For many years I have been interested in the theory of Massachusetts Bay Colony Governor Thomas Dudley’s possible descent from the baronial Sutton-Dudley family of Staffordshire. In the early 1990s Marshall Kirk began circulating notes on a roundup of the various existing theories of Dudley’s ancestry, along with the exposition of a new hypothesis for whose genesis he gladly shared credit with David H. Kelley, who had voiced a similar hypothesis many years earlier. Marshall found no proof but the hypothesis has found its way into compilations of lineages. One of the key aspects of Marshall’s study was a systematic review of the baronial Sutton Dudley family into which one could argue Dudley must fit. The best existing work on the Staffordshire family is still that by H. Sydney Grazebrook: “The Barons of Dudley,” Collections for a History of Staffordshire 9.2 (1888); and “Junior Branches of the Family of Sutton, Alias Dudley,” Collections for a History of Staffordshire 10.2 (1889); followed by W. F. Carter and G. P. Mander, “Additions to Grazebrook’s ‘The Barons of Dudley’,” Collections for a History of Staffordshire for 1941 (1942), 21-80.

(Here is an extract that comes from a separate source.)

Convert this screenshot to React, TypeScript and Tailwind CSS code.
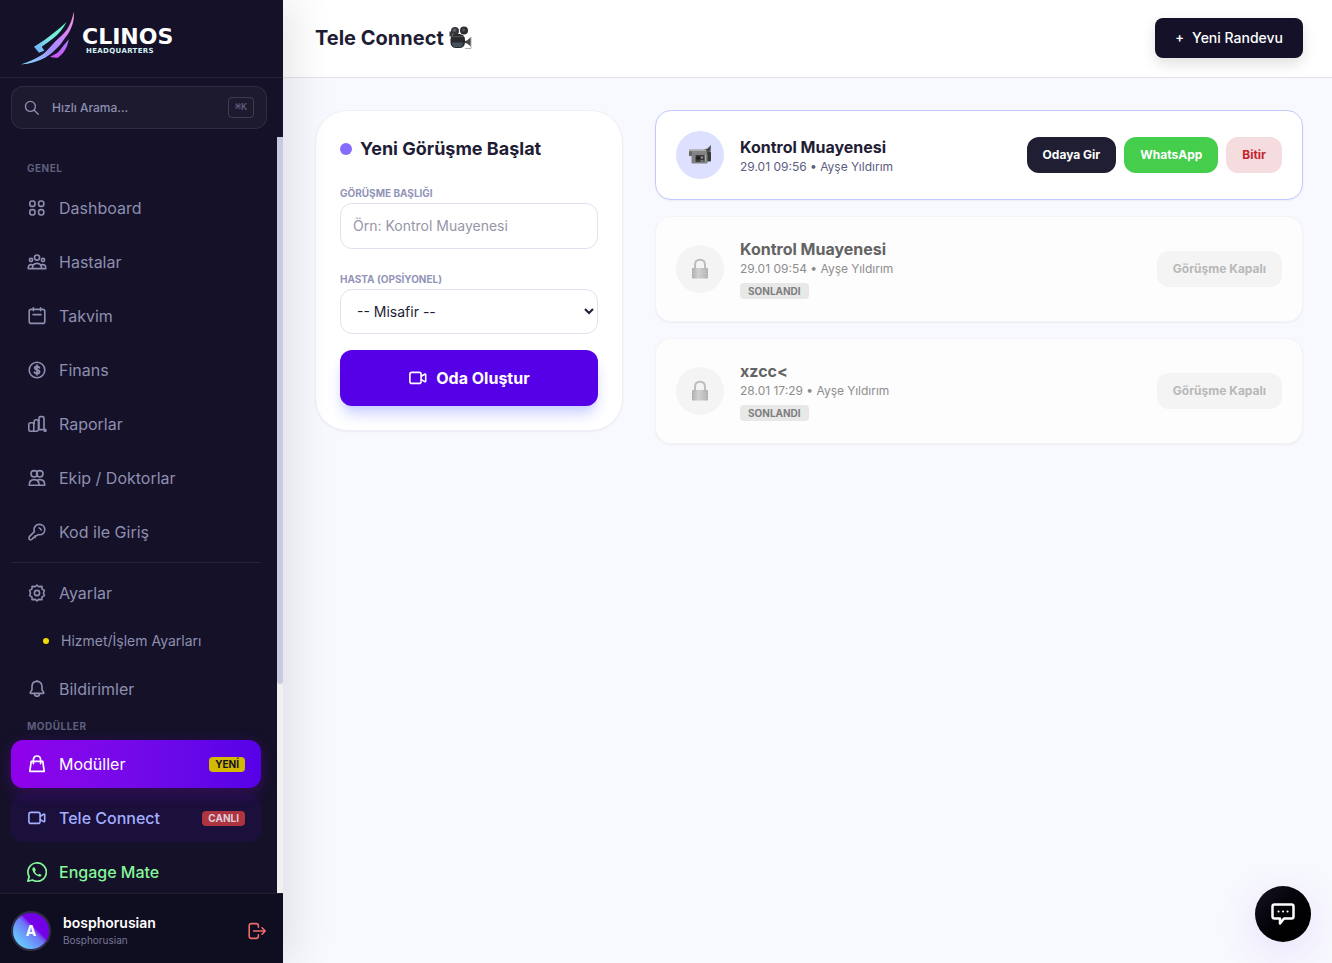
import React from "react";

const navItems = [
	{ label: "Dashboard", icon: <DashboardIcon /> },
	{ label: "Hastalar", icon: <PatientsIcon /> },
	{ label: "Takvim", icon: <CalendarIcon /> },
	{ label: "Finans", icon: <FinanceIcon /> },
	{ label: "Raporlar", icon: <ReportsIcon /> },
	{ label: "Ekip / Doktorlar", icon: <TeamIcon /> },
	{ label: "Kod ile Giriş", icon: <KeyIcon /> },
];

const calls = [
	{ title: "Kontrol Muayenesi", info: "29.01 09:56 • Ayşe Yıldırım", active: true },
	{ title: "Kontrol Muayenesi", info: "29.01 09:54 • Ayşe Yıldırım", active: false },
	{ title: "xzcc<", info: "28.01 17:29 • Ayşe Yıldırım", active: false },
];

function Icon({ children, className = "size-5" }: { children: React.ReactNode; className?: string }) {
	return (
		<svg
			viewBox="0 0 20 20"
			className={`${className} shrink-0`}
			fill="none"
			stroke="currentColor"
			strokeWidth="1.6"
			strokeLinecap="round"
			strokeLinejoin="round"
			aria-hidden="true"
		>
			{children}
		</svg>
	);
}

function DashboardIcon() {
	return (
		<Icon>
			<rect x="2.8" y="3" width="5.2" height="5.4" rx="2.2" />
			<rect x="11.6" y="3" width="5.2" height="5.4" rx="2.2" />
			<rect x="2.8" y="11.6" width="5.2" height="5.4" rx="2.2" />
			<rect x="11.6" y="11.6" width="5.2" height="5.4" rx="2.2" />
		</Icon>
	);
}

function PatientsIcon() {
	return (
		<Icon>
			<circle cx="10" cy="5.6" r="2.6" />
			<circle cx="4" cy="8" r="1.600" />
			<circle cx="16" cy="8" r="1.600" />
			<path d="M5.400 16.600c0-3.400 1.600-5.200 4.600-5.200s4.600 1.800 4.600 5.200M1.200 16.600h17.600c0-2.800-.9-4-3.200-4-.7 0-1.100.1-1.600.4M1.200 16.600c0-2.800.9-4 3.200-4 .7 0 1.100.1 1.600.4" />
		</Icon>
	);
}

function CalendarIcon() {
	return (
		<Icon>
			<rect x="2.200" y="3.400" width="15.600" height="14" rx="2" />
			<path d="M6.400 1.800v2.800M13.600 1.800v2.800M6 8.600h8" />
		</Icon>
	);
}

function FinanceIcon() {
	return (
		<Icon>
			<circle cx="10" cy="10" r="7.800" />
			<path d="M12.400 7.800c-.3-.8-1.100-1.300-2.400-1.300-1.400 0-2.300.6-2.300 1.600 0 2.600 4.800 1.100 4.800 3.800 0 1-1 1.600-2.500 1.600-1.400 0-2.300-.5-2.600-1.400M10 5.200v9.600" strokeWidth="1.800" />
		</Icon>
	);
}

function ReportsIcon() {
	return (
		<Icon>
			<rect x="1.800" y="8.800" width="5" height="8.400" rx="1.700" />
			<path d="M6.600 17.200h3.200c1 0 1.600-.6 1.600-1.600V7.400c0-1-.6-1.600-1.600-1.600H8.800c-1 0-1.600.6-1.600 1.600v2" />
			<path d="M12.400 15.600h6.400v1.600h-1.400M12 14V4.200c0-1 .6-1.600 1.600-1.600h1.800c1 0 1.600.6 1.600 1.600v11.400" />
		</Icon>
	);
}

function TeamIcon() {
	return (
		<Icon>
			<circle cx="7.200" cy="5.800" r="3.200" />
			<circle cx="12.800" cy="5.800" r="3.200" />
			<path d="M2.200 17.200c0-3.800 1.600-5.600 5-5.600s5 1.800 5 5.600zM11.400 11.800c.4-.1.9-.2 1.600-.2 3.200 0 4.800 1.800 4.800 5.600h-5.600" />
		</Icon>
	);
}

function KeyIcon() {
	return (
		<Icon>
			<path d="M12.200 2.400c3.400 0 5.600 2.200 5.600 5.200s-2.200 5.200-5.200 5.200c-1 0-1.600-.2-1.600-.2l-1.400 1.200H8.200v1.600H6.600L5 17.200c-.3.400-.8.500-1.200.5H3c-.6 0-.9-.4-.9-.9v-1.300c0-.4.200-.8.500-1.100L7.400 9.600S7 8.700 7 7.600c0-3 2.200-5.200 5.200-5.200z" />
			<path d="M12.200 5.900c1 .3 1.700 1 2 2" />
		</Icon>
	);
}

function GearIcon() {
	return (
		<Icon>
			<path d="M8.300 3.600 10 2.200l1.700 1.400 3.200-.2.200 2.700 2.300 1.300-.9 2.600.9 2.600-2.300 1.300-.2 2.700-3.200-.2L10 17.800l-1.700-1.400-3.200.2-.2-2.700-2.300-1.300.9-2.600-.9-2.600 2.300-1.300.2-2.700z" />
			<circle cx="10" cy="10" r="2.600" />
		</Icon>
	);
}

function BellIcon() {
	return (
		<Icon>
			<path d="M10 2.400c-3.200 0-5 2.200-5 5.200v3.200l-1.700 2.600c-.3.500 0 1 .6 1h12.200c.6 0 .9-.5.6-1L15 10.800V7.600c0-3-1.800-5.200-5-5.200zM7.400 14.600c.2 1.700 1.100 2.700 2.600 2.700s2.400-1 2.600-2.700M10 1.500v.9" />
		</Icon>
	);
}

function BagIcon() {
	return (
		<Icon>
			<path d="M4.200 7.400h11.600l1.400 9.900H2.800zM6.400 9.600V6c0-2.400 1.300-4 3.600-4s3.600 1.600 3.600 4v3.600" strokeWidth="1.700" />
		</Icon>
	);
}

function VideoIcon({ className }: { className?: string }) {
	return (
		<Icon className={className}>
			<rect x="1.900" y="4.400" width="11.200" height="11" rx="2" />
			<path d="m13.300 8.200 3.400-2c.5-.3 1 0 1 .6v6.200c0 .6-.5.900-1 .6l-3.400-2" />
		</Icon>
	);
}

function WhatsAppIcon() {
	return (
		<Icon>
			<path d="M.8 19.200 2.200 14.700A9.200 9.200 0 1 1 5.500 18z" strokeWidth="1.700" />
			<path d="M6.300 5.400c-.9.400-1.200 1.500-.8 2.800 1 3.200 3.300 5.400 6.400 6.200 1.300.3 2.400-.3 2.600-1.500l-2.100-1.200-1.200 1c-1.600-.6-2.700-1.800-3.300-3.300l.9-1.100-.9-2.400c-.3-.5-.9-.7-1.600-.5z" fill="currentColor" stroke="none" />
		</Icon>
	);
}

function LogoutIcon() {
	return (
		<Icon>
			<path d="M11.400 6.200V4.800c0-1.400-.8-2.200-2.200-2.200H4.400C3 2.600 2.200 3.400 2.200 4.800v10.400c0 1.400.8 2.200 2.200 2.200h4.800c1.400 0 2.200-.8 2.200-2.200v-1.400M6.600 10h11.200M15 6.800l3.200 3.200-3.200 3.200" />
		</Icon>
	);
}

function LogoMark() {
	return (
		<svg viewBox="0 0 56 56" className="size-14 shrink-0" aria-hidden="true">
			<defs>
				<linearGradient id="blade" x1="1" y1="0" x2="0" y2="1">
					<stop offset="0" stopColor="#ff9bd2" />
					<stop offset=".3" stopColor="#d583fb" />
					<stop offset=".55" stopColor="#a58bff" />
					<stop offset="1" stopColor="#7fe0ff" />
				</linearGradient>
				<linearGradient id="wing" x1="1" y1="0" x2="0" y2="1">
					<stop offset="0" stopColor="#5ff7c0" />
					<stop offset=".5" stopColor="#7cebe0" />
					<stop offset="1" stopColor="#6fa8ff" />
				</linearGradient>
				<linearGradient id="fin" x1="1" y1="0" x2="0" y2="1">
					<stop offset="0" stopColor="#a97bff" />
					<stop offset="1" stopColor="#d54ef5" />
				</linearGradient>
			</defs>
			<path d="M53.700.7c.5 5 0 9-1.400 13.300C50.500 19 48.300 23 45 27c-3 4.500-6 8.500-10 12-3 3-6.500 5.500-10 7.700C18 50.500 10 52.700.7 53.400 8.500 51 15.500 48 21.700 44c5-3.600 9-8.500 13.300-13.300 4-4 8.500-7.500 11.700-11.700C50 14 52.700 7 53.700.7z" fill="url(#blade)" />
			<path d="M46.700 10.700C43 18 38.500 23 33.300 27.300c-3.600 3-7.600 5.700-11.600 8.400l2.600 4-5.300 2-5-6c7-4 13.500-8.500 19.300-13.400 4.700-3.800 9.200-7.300 13.400-11.600z" fill="url(#wing)" />
			<path d="M48.700 28.300c-.4 3.700-1.700 7.400-3.700 10.700-1.800 3-4.200 5.700-7.300 7.700-2.700.3-5.200-.2-7.700-1 2.500-1 4.700-2 6.700-3.400 2.600-2.200 4.600-4.800 6.600-7.600 2-2 3.800-4.200 5.400-6.400z" fill="url(#fin)" />
		</svg>
	);
}

function FilmCamera() {
	return (
		<svg viewBox="0 0 24 24" className="size-6" role="img" aria-label="Kamera">
			<circle cx="7" cy="5" r="4" fill="#38383c" />
			<circle cx="16" cy="4.500" r="4" fill="#2c2c30" />
			<circle cx="6.500" cy="4.300" r="1.800" fill="#606066" />
			<circle cx="15.500" cy="4" r="1.800" fill="#505056" />
			<path d="M1.500 5.500h3v5h-3z" fill="#3a3a3f" />
			<rect x="2.500" y="8" width="14.500" height="14" rx="5.500" fill="#29292d" />
			<path d="M4 16.500h10.500v2c0 1.500-1 2.500-2.500 2.500H7c-2 0-3-2-3-4.500z" fill="#45525e" />
			<path d="M3.500 10.500h12.500" stroke="#505056" strokeWidth="1.200" />
			<path d="m17 15 2-.5 4-3.500v9.500L19 17.500l-2-.5z" fill="#46464b" />
			<path d="M23 11v11.500h-6" stroke="#b2b2b6" strokeWidth="1" fill="none" />
		</svg>
	);
}

function Camcorder() {
	return (
		<svg viewBox="0 0 24 24" className="size-6" role="img" aria-label="Görüşme açık">
			<path d="m15.500 6.500 4-1L23 2l-.5 6.500-5 .5z" fill="#4a4a4a" />
			<rect x="18.500" y="8.500" width="4.500" height="10" rx="1" fill="#3a3a3a" />
			<rect x="1" y="6.500" width="17.500" height="5" rx="1" fill="#858585" />
			<path d="M1.500 7.200H18" stroke="#c0c0c0" strokeWidth="1" />
			<rect x="1" y="8.500" width="3" height="4.500" fill="#666" />
			<rect x="3.500" y="10.500" width="16" height="10" rx="1.200" fill="#808080" />
			<rect x="7.500" y="12" width="9" height="7" rx="1" fill="#3d3d3d" />
			<circle cx="10" cy="15" r="2" fill="#222" />
			<circle cx="14" cy="14.500" r="1" fill="#aaa" />
			<path d="M12.500 18h3M17.500 12v6.500" stroke="#aaa" strokeWidth="1" />
		</svg>
	);
}

function Padlock() {
	return (
		<svg viewBox="0 0 24 24" className="size-6" role="img" aria-label="Görüşme kapalı">
			<defs>
				<linearGradient id="lock">
					<stop offset="0" stopColor="#a8a8a8" />
					<stop offset=".4" stopColor="#d2d2d2" />
					<stop offset="1" stopColor="#adadad" />
				</linearGradient>
			</defs>
			<path d="M7 12V8c0-3.300 2-5.200 5-5.200S17 4.700 17 8v4" fill="none" stroke="#bdbdbd" strokeWidth="2" />
			<rect x="4" y="11" width="16" height="10.500" rx="1" fill="url(#lock)" />
			<path d="M4.500 14h15M4.500 16.500h15M4.500 19h15" stroke="#cfcfcf" strokeWidth=".6" />
		</svg>
	);
}

function NavLink({ label, icon, className = "text-[#8e8fb0]", badge }: { label: string; icon: React.ReactNode; className?: string; badge?: React.ReactNode }) {
	return (
		<a href="#" className={`flex h-12 shrink-0 items-center gap-3 rounded-xl px-4 text-base ${className}`}>
			{icon}
			<span className="flex-1">{label}</span>
			{badge}
		</a>
	);
}

function Sidebar() {
	return (
		<aside className="relative z-10 flex w-[283px] shrink-0 flex-col bg-[#141128] shadow-[10px_0_40px_rgba(0,0,0,0.1)]">
			<div className="flex h-[78px] shrink-0 items-center gap-1.5 border-b border-white/8 pl-5">
				<LogoMark />
				<div className="flex flex-col pt-1 font-['DejaVu_Sans',sans-serif] font-bold text-white">
					<span className="text-[22px] leading-5">CLINOS</span>
					<span className="pl-1 text-[7px] leading-2 tracking-wider text-[#d5f0f2]">HEADQUARTERS</span>
				</div>
			</div>
			<div className="mt-2 mr-4 ml-[11px] flex h-[43px] shrink-0 items-center rounded-xl border border-white/8 bg-white/4 px-3">
				<Icon className="size-4 text-[#8e8fb0]">
					<circle cx="8" cy="8" r="6.200" strokeWidth="1.700" />
					<path d="m12.800 12.800 5 5" strokeWidth="1.700" />
				</Icon>
				<input
					type="search"
					aria-label="Hızlı Arama"
					placeholder="Hızlı Arama..."
					className="ml-3 min-w-0 flex-1 bg-transparent text-xs font-medium text-white outline-none placeholder:text-[#8e8fb0]"
				/>
				<kbd className="flex h-[21px] w-[26px] items-center justify-center rounded border border-white/15 font-['Liberation_Mono',monospace] text-[10px] text-[#6c6c8a]">⌘K</kbd>
			</div>
			<div className="mt-2 flex min-h-0 flex-1">
				<nav className="flex min-w-0 flex-1 flex-col gap-1.5 overflow-y-auto pt-6 pr-4 pl-[11px] [scrollbar-width:none]">
					<p className="mb-0.5 shrink-0 pl-4 text-[10px] leading-[15px] font-bold tracking-wider text-[#5f5f7e]">GENEL</p>
					{navItems.map((item) => (
						<NavLink key={item.label} label={item.label} icon={item.icon} />
					))}
					<hr className="shrink-0 border-white/8" />
					<NavLink label="Ayarlar" icon={<GearIcon />} />
					<a href="#" className="flex h-9 shrink-0 items-center gap-3 pl-8 text-sm text-[#8e8fb0]">
						<span className="size-1.5 rounded-full bg-[#f0dc00]" />
						Hizmet/İşlem Ayarları
					</a>
					<NavLink label="Bildirimler" icon={<BellIcon />} />
					<p className="shrink-0 pl-4 text-[10px] leading-[15px] font-bold tracking-wider text-[#5f5f7e]">MODÜLLER</p>
					<NavLink
						label="Modüller"
						icon={<BagIcon />}
						className="relative bg-linear-to-r from-[#9000ea] to-[#5600e8] text-white shadow-[0_4px_15px_rgba(144,0,234,0.3)]"
						badge={<span className="rounded bg-[#d3b900] px-1.5 text-[10px] leading-[15px] font-bold text-[#141128]">YENİ</span>}
					/>
					<NavLink
						label="Tele Connect"
						icon={<VideoIcon />}
						className="bg-[#5600e8]/10 font-medium text-[#a3aeff]"
						badge={<span className="rounded bg-[#ae343f] px-1.5 text-[10px] leading-[15px] font-bold text-[#dfcddb]">CANLI</span>}
					/>
					<NavLink label="Engage Mate" icon={<WhatsAppIcon />} className="font-medium text-[#86f79a]" />
				</nav>
				<div className="w-1.5 bg-[#f0f0f0]">
					<div className="h-[72.4%] rounded-b-full bg-[#c8cae0]" />
				</div>
			</div>
			<div className="flex h-[70px] shrink-0 items-center gap-3 border-t border-white/8 bg-[#0f0d20] pt-1 pr-4 pl-[11px]">
				<div className="flex size-10 items-center justify-center rounded-full border-2 border-[#302e45] bg-linear-to-tr from-[#63d6ff] from-10% via-[#6c78f5] via-50% to-[#7400e8] to-60% text-sm font-bold text-white">A</div>
				<div className="flex-1">
					<p className="text-sm leading-5 font-semibold text-white">bosphorusian</p>
					<p className="text-[10px] leading-[15px] text-[#77789a]">Bosphorusian</p>
				</div>
				<button type="button" aria-label="Çıkış" className="text-[#ee6b6b]">
					<LogoutIcon />
				</button>
			</div>
		</aside>
	);
}

function NewCallForm() {
	return (
		<form className="flex flex-col rounded-[32px] border border-[#eff0f6] bg-white p-6 shadow-[0_1px_2px_rgba(0,0,0,0.05)]">
			<h2 className="mb-6 flex items-center gap-2 text-lg leading-7 font-bold text-[#1f1d35]">
				<span className="size-3 rounded-full bg-[#866cfa]" />
				Yeni Görüşme Başlat
			</h2>
			<label htmlFor="title" className="mb-1 text-[10px] leading-3 font-bold text-[#9294b8]">GÖRÜŞME BAŞLIĞI</label>
			<input
				id="title"
				type="text"
				placeholder="Örn: Kontrol Muayenesi"
				className="mb-6 h-[46px] w-full rounded-xl border border-[#e1e0ef] px-3 pb-0.5 text-sm text-[#1f1d35] placeholder:text-[#9696a8]"
			/>
			<label htmlFor="patient" className="mb-1 text-[10px] leading-3 font-bold text-[#9294b8]">HASTA (OPSİYONEL)</label>
			<select id="patient" className="mb-4 h-[45px] w-full rounded-xl border border-[#e1e0ef] bg-white px-3 text-sm text-[#1f1d35]">
				<option>-- Misafir --</option>
			</select>
			<button
				type="button"
				className="flex h-14 items-center justify-center gap-2 rounded-xl bg-[#5600e8] font-bold text-white shadow-[0_10px_15px_-3px_#c7cdff,0_4px_6px_-4px_#c7cdff]"
			>
				<VideoIcon />
				Oda Oluştur
			</button>
		</form>
	);
}

function CallRow({ call }: { call: (typeof calls)[number] }) {
	const button = "h-9 rounded-xl px-4 text-xs font-bold";
	return (
		<li
			className={`flex items-center gap-4 rounded-2xl border p-5 shadow-[0_1px_2px_rgba(0,0,0,0.05)] ${
				call.active ? "border-[#c3caff] bg-white" : "border-[#f4f4f6] bg-[#fdfdfd]"
			}`}
		>
			<div className={`flex size-12 shrink-0 items-center justify-center rounded-full ${call.active ? "bg-[#dde1ff]" : "bg-[#f4f4f4]"}`}>
				{call.active ? <Camcorder /> : <Padlock />}
			</div>
			<div className="flex-1">
				<h3 className={`text-base leading-6 font-bold ${call.active ? "text-[#1f1d35]" : "text-[#636363]"}`}>{call.title}</h3>
				<p className={`text-xs leading-4 ${call.active ? "text-[#5c5d80]" : "text-[#8d8d8d]"}`}>{call.info}</p>
				{!call.active && (
					<span className="mt-1.5 mb-0.5 block w-fit rounded bg-[#e8e8e8] px-2 text-[10px] leading-4 font-bold text-[#7e7e7e]">SONLANDI</span>
				)}
			</div>
			{call.active ? (
				<div className="flex gap-2">
					<button type="button" className={`${button} bg-[#1f1e33] text-white`}>Odaya Gir</button>
					<button type="button" className={`${button} bg-[#45cd4c] text-white`}>WhatsApp</button>
					<button type="button" className={`${button} bg-[#f5dddf] text-[#c4262e]`}>Bitir</button>
				</div>
			) : (
				<button type="button" disabled className={`${button} bg-[#f4f4f4] text-[#b8b8b8]`}>Görüşme Kapalı</button>
			)}
		</li>
	);
}

export default function App() {
	return (
		<div className="flex h-screen overflow-hidden bg-[#f8f9fe] font-[Inter,sans-serif]">
			<Sidebar />
			<div className="flex min-w-0 flex-1 flex-col">
				<header className="flex h-[78px] shrink-0 items-center justify-between border-b border-[#e1e2e8] bg-white pr-[29px] pb-0.5 pl-8">
					<h1 className="flex items-center gap-1 text-xl font-bold text-[#1f1d35]">
						Tele Connect
						<FilmCamera />
					</h1>
					<button type="button" className="flex h-10 items-center gap-2 rounded-lg bg-[#141128] px-5 text-sm font-medium text-white shadow-[0_6px_14px_rgba(0,0,0,0.12)]">
						<span className="text-[13px] font-semibold">+</span>
						Yeni Randevu
					</button>
				</header>
				<main className="grid flex-1 grid-cols-3 items-start gap-8 overflow-y-auto pt-8 pr-[29px] pb-8 pl-8">
					<NewCallForm />
					<ul className="col-span-2 flex flex-col gap-4">
						{calls.map((call) => (
							<CallRow key={call.info} call={call} />
						))}
					</ul>
				</main>
			</div>
			<button
				type="button"
				aria-label="Sohbet"
				className="fixed right-[21px] bottom-[21px] z-20 flex size-14 items-center justify-center rounded-full bg-linear-to-br from-[#171525] to-black text-white shadow-[0_10px_40px_rgba(120,60,232,0.14)]"
			>
				<svg viewBox="0 0 24 24" className="size-6" fill="none" stroke="currentColor" strokeWidth="2.500" strokeLinejoin="round" aria-hidden="true">
					<path d="M3.500 2.500h17c1.200 0 2 .8 2 2v10c0 1.200-.8 2-2 2H13L9 21.500v-5H3.500c-1.200 0-2-.8-2-2v-10c0-1.200.8-2 2-2z" />
					<path d="M7.500 9.500h.1M12 9.500h.1M16.500 9.500h.1" strokeLinecap="round" strokeWidth="2" />
				</svg>
			</button>
		</div>
	);
}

Well, the first two sections of Grazebrook’s work are on archive.org (where I have linked to them); but the 1941 additions have not been available until now: I have scanned them and put them up at the link above. In addition, the archive.org scans of the earlier vols. of the Staffordshire serial lack the enormous foldout pedigree charts printed with Grazebrook’s study: two accompanying the first part in vol. 9; one more accompanying the second part in vol. 10. So I have now created a pdf of the three foldout charts from Grazebrook also for download from my website.
The interesting question for the Massachusetts Dudleys is whether DNA testing can be used to test the theory of descent from the baronial Sutton-Dudleys. Are there male-line branches of the Staffordshire family sufficiently well documented to the present to be tested against any of the apparently numerous well-documented modern male-line descents from Gov. Thomas Dudley? This might tell us whether Marshall Kirk’s basic premise is sound—that Gov. Dudley had to fit into the Staffordshire family somewhere or else he would not have used the baronial arms (being neither a fool nor a liar), and the allusions of others to his status by birth would have made no sense. Does Grazebrook give us good data on any modern descendants?
One thing appears clear from Grazebrook: there is no room for the alleged descent of the Wexford, Ireland Suttons (a quo the condes de Clonard & comtes de Clonard) from the first Lord Dudley.